In an alternative embodiment, step 209 and 214 are merged so that a session is only created by the synchronization service 104 after the user has selected audio content.

In an embodiment, N other devices may join the same session and become guest devices using the process of FIG. 2. Furthermore, during synchronized playback, a guest device may temporarily become a master device to allow additional guest devices to be synchronized to it in the manner described above.

FIG. 8 is a byte stream diagram showing a byte format for the streaming audio according to a modified AAC+ADTS custom protocol. A frame numbering header 801 is added to the regular AAC+ADTS custom protocol. The header is added before each M ADTS header. When a session is created and synchronization service starts sending an audio stream, the frame numbering is continually incremented regardless of whether music content or silent content is being played. The frame numbering is used to add synchronization fingerprints to the audio content by the master device and the synchronizing guest at specific frames numbers (e.g. each multiple of 5 frames) during the synchronization process of FIG. 4 described below. Furthermore, the frame numbers are used in the synchronization algorithm (described in FIG. 9) to compute the difference between playback position of the master and the synchronizing guest device, and therefore move the playback position of the guest device in order to achieve synchronized playback. In one embodiment, AAC+ADTS custom protocol is used to encode the audio stream. In another embodiment, another encoding format allowing frame-numbering metadata is used. In one embodiment, frame-numbering metadata is added to the audio stream by the synchronization service 104. In another embodiment, frame-numbering metadata is added by the digital device 101.
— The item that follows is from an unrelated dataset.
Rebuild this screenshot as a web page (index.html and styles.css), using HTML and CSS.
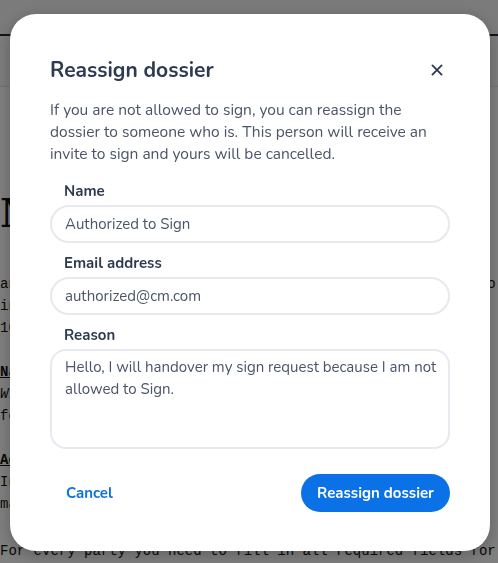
FILE: index.html
```html
<!DOCTYPE html>
<html>
<head>
  <title>Reassign dossier</title>
  <meta charset="utf-8">
  <link rel="stylesheet" href="styles.css">
</head>
<body>
  <div class="page">
    <div class="topbar"></div>
    <div class="subbar"></div>
    <div class="doc">
      <h1 class="doc-title">Mandate form:</h1>
      <p class="doc-lead">and signers are required to read this document carefully so
        in signing on behalf of an organisation, the authority to 10
        s.</p>
      <p><span class="doc-head">Name of the signing party</span><br>
        <em>Write the full legal name of the person or company minimum</em><br>
        fo the agreement as registered.</p>
      <p><span class="doc-head">Address of the signing party</span><br>
        In case the signing party is located outside the country a<br>
        mailing address.</p>
      <p class="doc-last">For every party you need to fill in all required fields for</p>
    </div>
  </div>

  <div class="overlay">
    <div class="modal">
      <div class="modal-header">
        <h2>Reassign dossier</h2>
        <button class="close-btn" aria-label="Close">
          <svg viewBox="0 0 24 24" fill="none" stroke="currentColor">
            <path stroke-linecap="round" stroke-width="2.2" d="M6.5 6.5l11 11M17.5 6.5l-11 11" />
          </svg>
        </button>
      </div>

      <p class="intro">If you are not allowed to sign, you can reassign the dossier to someone who is. This person will receive an invite to sign and yours will be cancelled.</p>

      <div class="fields">
        <label class="field">
          <span class="field-label">Name</span>
          <input class="input" type="text" value="Authorized to Sign">
        </label>
        <label class="field">
          <span class="field-label">Email address</span>
          <input class="input" type="email" value="authorized@cm.com">
        </label>
        <label class="field">
          <span class="field-label">Reason</span>
          <textarea class="input textarea">Hello, I will handover my sign request because I am not allowed to Sign.</textarea>
        </label>
      </div>

      <div class="modal-footer">
        <button class="cancel-btn">Cancel</button>
        <button class="primary-btn">Reassign dossier</button>
      </div>
    </div>
  </div>
</body>
</html>
```

FILE: styles.css
```css
body {
  margin: 0;
  font-family: "Nunito", "Lato", "Noto Sans", sans-serif;
  background-color: #ffffff;
  overflow: hidden;
}

.page {
  width: 498px;
  height: 563px;
  overflow: hidden;
}

.topbar {
  height: 34px;
  background-color: #f6f6f6;
  border-bottom: 2px solid #1f2937;
}

.subbar {
  height: 50px;
  background-color: #fafafa;
  border-bottom: 1px solid #e5e5e5;
}

.doc {
  font-family: "Liberation Mono", monospace;
  font-size: 14px;
  line-height: 22px;
  color: #111111;
}

.doc-title {
  font-family: "DejaVu Serif", serif;
  font-size: 40px;
  line-height: 48px;
  font-weight: 900;
  margin: 0;
  padding-top: 102px;
  display: flex;
  justify-content: space-between;
}

.doc p {
  margin: 22px 0 0;
}

.doc .doc-lead {
  margin-top: 36px;
}

.doc .doc-last {
  margin-top: 25px;
}

.doc-head {
  font-weight: bold;
  text-decoration: underline;
}

.overlay {
  position: fixed;
  inset: 0;
  background-color: rgba(0, 0, 0, 0.5);
}

.modal {
  position: absolute;
  top: 14px;
  left: 10px;
  width: 480px;
  box-sizing: border-box;
  padding: 42px 40px 39px;
  background-color: #ffffff;
  border-radius: 26px;
  box-shadow: 0 4px 16px rgba(0, 0, 0, 0.25);
  color: #2e3a50;
}

.modal-header {
  display: flex;
  align-items: center;
  justify-content: space-between;
}

h2 {
  margin: 0;
  font-size: 21px;
  line-height: 28px;
  font-weight: 700;
  color: #2e3a50;
}

.close-btn {
  width: 20px;
  height: 20px;
  padding: 0;
  margin-right: 3px;
  border: none;
  background: none;
  color: #2e3a50;
  cursor: pointer;
}

.close-btn svg {
  width: 20px;
  height: 20px;
  display: block;
}

.intro {
  margin: 15px 0 0;
  max-width: 392px;
  font-size: 15.5px;
  line-height: 22px;
  color: #4b5568;
}

.fields {
  margin-top: 16px;
  display: flex;
  flex-direction: column;
  gap: 10px;
}

.field {
  display: flex;
  flex-direction: column;
  gap: 4px;
}

.field-label {
  padding-left: 14px;
  font-size: 15px;
  line-height: 20px;
  font-weight: 700;
  color: #2e3a50;
}

.input {
  box-sizing: border-box;
  width: 100%;
  height: 38px;
  padding: 0 13px;
  border: 2px solid #e8e8ee;
  border-radius: 20px;
  font-family: inherit;
  font-size: 15px;
  color: #4b5568;
  background-color: #ffffff;
  outline: none;
}

.textarea {
  height: 100px;
  padding: 5px 8px 5px 13px;
  line-height: 22px;
  border-radius: 16px;
  resize: none;
}

.modal-footer {
  margin-top: 25px;
  display: flex;
  align-items: center;
  justify-content: space-between;
}

.cancel-btn {
  padding: 0 16px;
  border: none;
  background: none;
  font-family: inherit;
  font-size: 15px;
  font-weight: 700;
  color: #0b72e0;
  cursor: pointer;
}

.primary-btn {
  height: 38px;
  padding: 0 16px;
  border: none;
  border-radius: 20px;
  background-color: #0a72e6;
  color: #ffffff;
  font-family: inherit;
  font-size: 15px;
  font-weight: 700;
  cursor: pointer;
}
```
FIG. 3 is a flowchart illustrating an embodiment of a process for initiating a synchronization session by a digital device 101 operating a guest device. In a preliminary step, the digital device 101 of the network 159 obtains 308 internet access, which can be achieved through transceivers such as but not limited to WiFi, 3G or LTE transceivers which can be part of or external to the device. In another preliminary step, the digital device 101 detects 307 an actuating event (e.g., a user input) that triggers the initiation of the session. The digital device 101 initiates 317 a session with the synchronization service 104 through the internet communication protocols 107. In one embodiment, no music service authentication information is required. In other embodiments, the synchronization service 104 obtains music service authentication information from the digital device 101 prior to requesting data from music service 105. If authentication information is used, the digital device 101 receives a session identifier (e.g., as an automatically generated identifier which may optionally be based on a user input) when initiating the session. The session identifier may comprise a unique number. In other embodiments, the session identifier may be comprise, for example, a QR code or GPS-provided geolocalization or proximity data obtained by Bluetooth or other means. The synchronization service 104 verifies 318 in a database that the provided session information corresponds to an existing session. If the session exists, the synchronization service 104 provides 319 the session stream including the frame numbering metadata. The digital device 101 is initialized 320 as a guest device and the digital device 101 connects to the provided audio stream. The audio stream is the same audio stream that is provided to the digital device 101 operating as the master device and which initiated the corresponding session (as shown in the process of FIG. 2). The digital device 101 starts 321 playback of the audio content upon receiving it. The process of FIG. 3 may be performed by (N+1) guest devices that join a session hosted by a master device.

In an embodiment, the master device (that initializes a session according to the process of FIG. 2) and the (N+1) guest devices (that join respective sessions according to the process of FIG. 3) are connected to receive the same audio stream. The audio stream is throttled by the synchronization service 104 in order to ensure that any of the (N+1) guest digital devices 101 joining the session at any time during the session will start receiving the audio stream at approximately at the same playback position as the master device or the other N guest devices. This guarantees that the playback position at any given time on the master device and the (N+1) guest devices is at worst only a few audio frames apart. However, the respective playback positions may not be exactly synchronized among devices because of delays induced by each device's internet connection quality, decoding time, playback rate, or other factors. In order to obtain synchronized playback among master and all guest devices, a synchronization process shown by FIG. 4 is applied, as will be described below.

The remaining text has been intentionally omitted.